The hollow columnar crystals are oriented lengthwise along concentric circles, which strongly suggests that an underlying film froze with the same rotating crystal orientation. This is strange. To see why I think it strange, we need to specify crystal direction. Consider the ice-crystal optic axis, the length-wise direction of the columns (or the direction straight into a stellar-star crystal). If we draw the optic axis for each crystal as an arrow, then we would have something like the following picture.



When a film of water on a smooth surface like glass or a car roof freezes, the preferred crystal orientation is that with the arrow pointing straight up and out of the surface. So, I find the above pattern mysterious - why don't the arrows have any trend toward pointing upward? Why do all  the arrows  stay in the same plane? Another mystery is the fact that I’ve seen this same whirlpool pattern with about the same center spot on both side mirrors on more than one morning. Perhaps the whirlpool pattern arises somehow because the surface is curved. Or maybe films of water on plastic freeze differently than films on smooth metal or glass. For now, I’ll call this the mystery of whirlpool hollows.

- JN

BEDFISH: Revising an old Idea for Classifying Surface Ice Forms

January 31st, 2010

It often seems like people refer to any kind of ice stuck on something as frost. If one looks in books or the Internet, one can usually find a specific term for the many different and interesting ice formations, but a term used by one group of people generally differs from that used by another. Wouldn’t it be nice for scientists and naturalists (at least) to have some generally universal, agreed-upon way to describe any surface-ice formation? Snow crystals have such a system, so why not surface-ice forms?
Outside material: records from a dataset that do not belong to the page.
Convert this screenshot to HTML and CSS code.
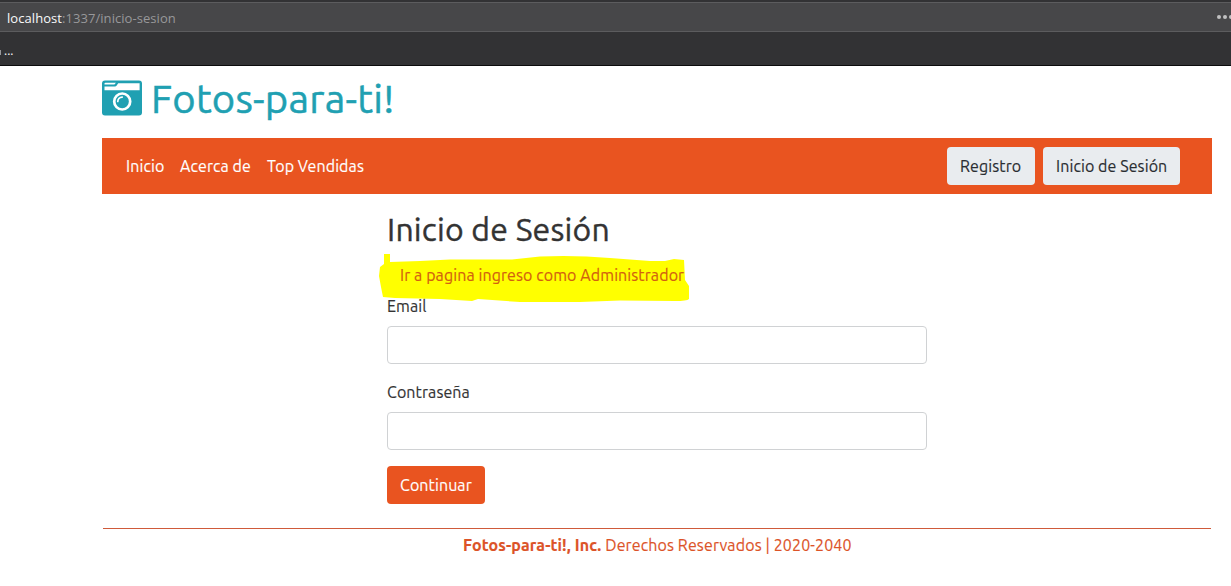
FILE: index.html
```html
<!DOCTYPE html>
<html lang="es">
<head>
<meta charset="utf-8">
<title>Fotos-para-ti!</title>
<link rel="stylesheet" href="styles.css">
</head>
<body>
<div class="browser">
  <div class="address"><span class="url"><b>localhost</b>:1337/inicio-sesion</span>
    <svg class="more" width="14" height="6" viewBox="0 0 14 6"><circle cx="2" cy="3" r="2"/><circle cx="8" cy="3" r="2"/><circle cx="14" cy="3" r="2"/></svg>
  </div>
  <div class="bookmarks"><i></i><span>...</span></div>
</div>
<div class="container">
  <h1 class="brand">
    <svg class="camera" width="40" height="36" viewBox="0 0 40 36">
      <path fill="#20a0b2" fill-rule="evenodd" d="M3 .5H37Q40 .5 40 3.500V32.500Q40 35.500 37 35.500H3Q0 35.500 0 32.500V3.500Q0 .5 3 .5ZM2.500 6.500V10.300H37.600V3.200H16.200L14.500 5.700Q14 6.500 13 6.500ZM3.400 2.700Q2.500 2.700 2.500 3.500V4.500H12.400L13.900 2.700Z"/>
      <circle cx="20.200" cy="21.500" r="8" fill="#20a0b2" stroke="#fff" stroke-width="2.700"/>
      <path d="M15.800 21.500a4.400 4.400 0 0 1 4.400-4.400" fill="none" stroke="#fff" stroke-width="1.700" stroke-linecap="round"/>
    </svg><span>Fotos-para-ti!</span>
  </h1>
  <nav class="navbar">
    <a class="n1">Inicio</a><a class="n2">Acerca de</a><a class="n3">Top Vendidas</a>
    <div class="actions"><button class="btn light reg"><span>Registro</span></button><button class="btn light login"><span>Inicio de Sesión</span></button></div>
  </nav>
  <form class="form">
    <h2><span>Inicio de Sesión</span></h2>
    <div class="admin">
      <svg class="marker" width="314" height="52" viewBox="378 252 314 52"><path fill="#ff0" d="M384 254H390V262L420 261L450 259.500L512 259.500L540 256.500Q575 255 610 258L650 261L665 261L674 259L684 260L685 280L689 286V299Q687 301 675 301L620 300.500L580 302H520L478 299L472 301L440 299L395 298L383 297L381 287L379 276L380 267L384 264Z"/></svg>
      <a><span>Ir a pagina ingreso como Administrador</span></a>
    </div>
    <label for="email">Email</label>
    <input id="email" type="email">
    <label for="pass">Contraseña</label>
    <input id="pass" type="password">
    <button class="btn primary" type="button"><span>Continuar</span></button>
  </form>
  <footer><b>Fotos-para-ti!, Inc.</b> <span class="rights">Derechos Reservados | 2020-2040</span></footer>
</div>
</body>
</html>
```
FILE: styles.css
```css
*{box-sizing:border-box}
body{margin:0;background:#fff;color:#333;font:16px/24px Ubuntu,"Noto Sans",sans-serif;letter-spacing:.09px;-webkit-text-stroke:.15px;overflow:hidden}
.browser{height:66px;background:#323234;border-bottom:1px solid #0c0c0d;padding-top:2px;letter-spacing:0;-webkit-text-stroke:0}
.address{height:30px;background:#474749;border-top:1px solid #5c5c5e;border-bottom:1px solid #5c5c5e;padding-left:7px;display:flex;align-items:center;justify-content:space-between;color:#98989a;font:13px/28px "Open Sans",sans-serif;letter-spacing:.06px}
.url{padding-top:1px}
.url b{font-weight:400;color:#f9f9fa}
.more{fill:#c0c0c1}
.bookmarks{height:33px;display:flex;align-items:center;color:#f9f9fa;font:12px/16px "Open Sans",sans-serif;padding-top:4px}
.bookmarks i{width:1px;height:5px;background:#99999b;margin-right:3px;margin-top:3px}
.container{width:1110px;margin-left:102px}
.brand{margin:0;height:72px;padding-top:9px;display:flex;align-items:flex-start;color:#20a0b2;font-size:40px;line-height:48px;font-weight:400;letter-spacing:.25px;-webkit-text-stroke:.5px}
.camera{margin:5px 9px 0 0}
.navbar{height:56px;background:#e95420;display:flex;align-items:center;gap:16px;padding:0 32px 0 24px;color:#fff}
.n1{width:38px}
.n2{width:71px}
.n3{width:100px}
.navbar a,.btn,.brand span,h2 span,.admin a{white-space:nowrap}
.actions{margin-left:auto;display:flex;gap:8px}
.btn{height:38px;border:0;border-radius:4px;padding:0 13px;font:inherit;letter-spacing:inherit;text-align:left;display:block}
.light{background:#e9ecef;color:#292d31}
.reg{width:88px}
.login{width:137px}
.primary{width:98px;background:#e95420;color:#fff;margin-top:16px}
.form{width:540px;margin-left:285px;padding-top:16px}
h2{margin:0;font-size:32px;line-height:38px;font-weight:400;letter-spacing:.2px;-webkit-text-stroke:.4px}
.admin{position:relative;height:46px;padding:15px 0 0 13px;color:#d26010}
.marker{position:absolute;left:-9px;top:4px}
.admin a{position:relative}
label{display:block;height:32px}
input+label{margin-top:16px}
input{display:block;width:540px;height:38px;border:1px solid #d0d2d4;border-radius:4px;background:#fff}
footer{margin:24px 1px 0;border-top:1px solid #cf5a3a;height:40px;padding:4px 0 0 360px;color:#dc5328;white-space:nowrap;letter-spacing:.12px}
```
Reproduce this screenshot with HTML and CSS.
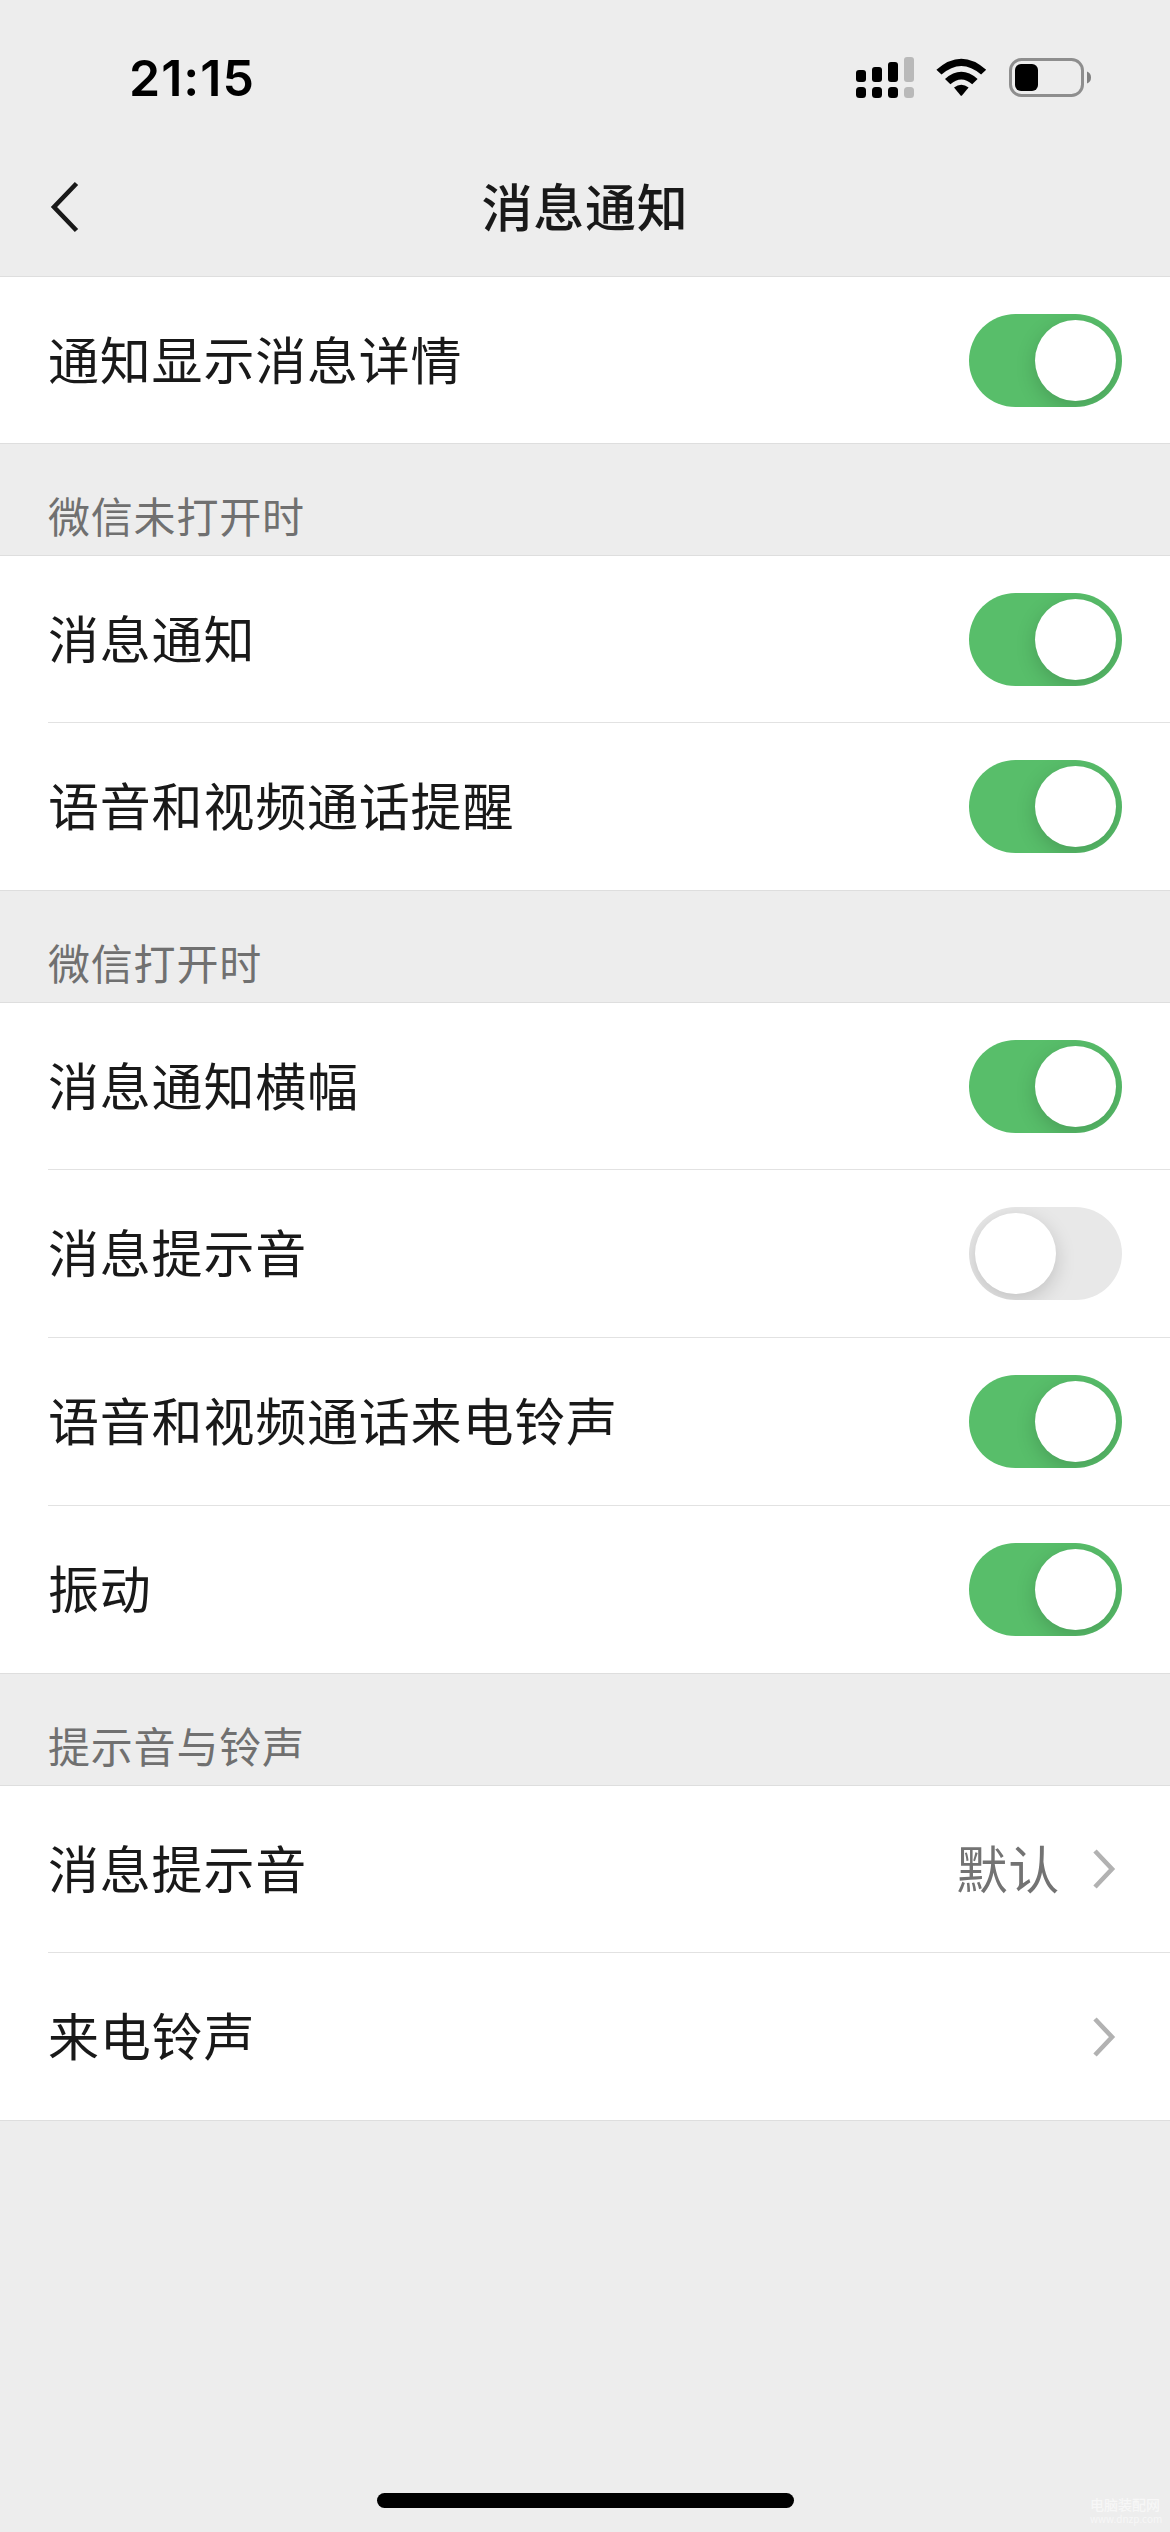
FILE: index.html
```html
<!DOCTYPE html>
<html lang="zh-CN">
<head>
<meta charset="utf-8">
<title>消息通知</title>
<link rel="stylesheet" href="styles.css">
</head>
<body>
<div class="screen">
  <header class="top">
    <div class="status">
      <span class="time">21:15</span>
      <svg class="status-icons" width="240" height="44" viewBox="0 0 240 44">
        <g>
          <rect x="0" y="14" width="10" height="12" rx="3"/>
          <rect x="16" y="11" width="10" height="15" rx="3"/>
          <rect x="32" y="6" width="10" height="20" rx="3"/>
          <rect x="48" y="1" width="10" height="25" rx="3" fill="#b9b9b9"/>
          <rect x="0" y="31" width="10" height="11" rx="3.5"/>
          <rect x="16" y="31" width="10" height="11" rx="3.5"/>
          <rect x="32" y="31" width="10" height="11" rx="3.5"/>
          <rect x="48" y="31" width="10" height="11" rx="3.5" fill="#b9b9b9"/>
        </g>
        <g>
          <path d="M80.4 13.8 L85.5 18.6 Q105.3 1.4 125.1 18.6 L130.2 13.8 Q105.3 -8.4 80.4 13.8 Z"/>
          <path d="M89 22.9 L94.4 28.2 Q105.3 18.6 116.2 28.2 L121.6 22.9 Q105.3 8.6 89 22.9 Z"/>
          <path d="M98 31.6 Q105.3 25.8 112.6 31.6 L106.2 39.2 Q105.3 40.2 104.4 39.2 Z"/>
        </g>
        <rect x="154.5" y="3.5" width="72" height="36" rx="11" fill="none" stroke="#8e8e8e" stroke-width="3"/>
        <rect x="159" y="8" width="23" height="27" rx="6"/>
        <path d="M231 15.5 Q235 17 235 21.5 Q235 26 231 27.5 Z" fill="#808080"/>
      </svg>
    </div>
    <nav class="nav">
      <svg class="back" width="30" height="54" viewBox="0 0 30 54"><path d="M26.5 3.5 L4 27 L26.5 50.5" fill="none" stroke="#191919" stroke-width="4.6"/></svg>
      <h1>消息通知</h1>
    </nav>
  </header>

  <main>
    <section class="group">
      <div class="row"><span>通知显示消息详情</span><i class="switch on"></i></div>
    </section>
    <h2>微信未打开时</h2>
    <section class="group">
      <div class="row"><span>消息通知</span><i class="switch on"></i></div>
      <div class="row"><span>语音和视频通话提醒</span><i class="switch on"></i></div>
    </section>
    <h2>微信打开时</h2>
    <section class="group">
      <div class="row"><span>消息通知横幅</span><i class="switch on"></i></div>
      <div class="row"><span>消息提示音</span><i class="switch"></i></div>
      <div class="row"><span>语音和视频通话来电铃声</span><i class="switch on"></i></div>
      <div class="row"><span>振动</span><i class="switch on"></i></div>
    </section>
    <h2>提示音与铃声</h2>
    <section class="group">
      <div class="row"><span>消息提示音</span><span class="value">默认</span><svg class="chevron" width="24" height="42" viewBox="0 0 24 42"><path d="M3 3 L20 21 L3 39" fill="none" stroke="#b2b2b2" stroke-width="4.6"/></svg></div>
      <div class="row"><span>来电铃声</span><svg class="chevron" width="24" height="42" viewBox="0 0 24 42"><path d="M3 3 L20 21 L3 39" fill="none" stroke="#b2b2b2" stroke-width="4.6"/></svg></div>
    </section>
  </main>

  <footer class="bottom">
    <div class="home"></div>
    <div class="mark"><b>电脑装配网</b><small>www.dnzp.com</small></div>
  </footer>
</div>
</body>
</html>
```
FILE: styles.css
```css
* { box-sizing: border-box; }
body {
  margin: 0;
  background: #ededed;
  color: #191919;
  font-family: "Noto Sans CJK SC", sans-serif;
}
.screen {
  width: 1170px;
  height: 2532px;
  display: flex;
  flex-direction: column;
  position: relative;
  overflow: hidden;
}
.top { height: 276px; flex: none; }
.status {
  height: 150px;
  display: flex;
  justify-content: space-between;
  align-items: flex-start;
  padding: 48px 74px 0 129px;
}
.time {
  font: 600 50px/60px Inter, sans-serif;
  letter-spacing: 1px;
  color: #000;
}
.status-icons { display: block; margin-top: 8px; }
.nav {
  height: 114px;
  display: grid;
  grid-template-columns: 120px 1fr 120px;
  align-items: center;
}
.back { margin-left: 50px; }
h1 {
  margin: 0;
  padding-bottom: 4px;
  font-size: 51px;
  line-height: 74px;
  font-weight: 500;
  letter-spacing: 0.7px;
  text-align: center;
}
.group {
  background: #fff;
  border-top: 1px solid #dedede;
  border-bottom: 1px solid #dedede;
}
.row {
  height: 168px;
  margin-left: 48px;
  padding-right: 48px;
  display: flex;
  align-items: center;
  font-size: 51px;
  line-height: 74px;
  letter-spacing: 0.8px;
  border-top: 1px solid #e2e2e2;
}
.row:first-child { height: 166px; border-top: 0; }
.row > span { padding-bottom: 5px; }
.row > span:first-child { margin-right: auto; }
h2 {
  margin: 0;
  height: 111px;
  padding: 40px 48px 0;
  font-size: 42px;
  line-height: 62px;
  font-weight: 400;
  letter-spacing: 0.8px;
  color: #707070;
}
.switch {
  width: 153px;
  height: 93px;
  flex: none;
  padding: 6px;
  border-radius: 47px;
  background: #e8e8e8;
  overflow: hidden;
}
.switch::before {
  content: "";
  display: block;
  width: 81px;
  height: 81px;
  border-radius: 50%;
  background: #fff;
  box-shadow: 0 6px 20px rgba(0, 0, 0, 0.17);
}
.switch.on { background: #58be6a; }
.switch.on::before { margin-left: 60px; }
.value { color: #737373; margin-right: 32px; }
.chevron { margin-right: 6px; }
.bottom {
  margin-top: auto;
  height: 39px;
  display: flex;
  justify-content: center;
}
.home {
  width: 417px;
  height: 15px;
  border-radius: 8px;
  background: #000;
}
.mark {
  position: absolute;
  right: 10px;
  bottom: 7px;
  width: 70px;
  color: #f7f7f7;
  text-align: center;
}
.mark b { display: block; font-size: 14px; line-height: 16px; font-weight: 500; }
.mark small { display: block; font-size: 10px; line-height: 13px; }
```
We could try to establish word-names for each formation, like “frost flower”, but different people are used to using different names for the same thing, and they are unlikely to give up the habit, particularly if they are unfamiliar with the language of the term’s origin. For example, there are several well-used terms for the ice columns in dirt that I discuss in “Ice on the Rocks” including “frost heave”, “needle ice”, "ice columns", and “pipkrake”. But “needles” also names a type of snow. Another example: The white, curly ice hairs that can extrude from plant stems and logs is sometimes called “frost”, “frost flowers”, “Ice flowers”, "needle ice", and “sap crystals”. But the two flower terms are also used for several other, very different things. Though a few terms seem to be used consistently in English, like “hoarfrost” and “icicle”, most aren’t. And probably none work across all languages. So, instead of using word-names, a set of symbols may work best.

Wilson Bentley gave a good start to such a universal code for surface ice way back in 1907. His article “Studies of frost and ice crystals” gave an ingenious method for classifying several types of surface ice [1]. The article is a fantastic source of information about hoarfrost, window-pane frost, and ice that grows in bodies of water like lakes and rivers. Unfortunately, I know of no one except Bentley who ever used his system. This lack of use is probably due to issues unrelated to his system’s merits, so  his system might need only a little revision and some promotion to get it into use. My purpose here is to suggest such a revision.

Bentley’s system used three letters to classify many kinds of ice-forms:

Position 1: capital letter giving the kind of frost or place of deposition.

Position 2: capital letter giving the characteristic form of the ice.

Position 3: capital letter giving how common the ice form is.

Position one could be "W" for window frost, "H" for hoarfrost, "I" for window-ice, "M" for massive ice (e.g., ice in puddles, lakes, and rivers),  and "S" for hailstones. For short, we could call it the WHIMS system. As an example, the following ice formation is “IFA” in his system.

Although the “I” stands for window-ice, ice on smooth black metal, as in the above case, has similar growth patterns.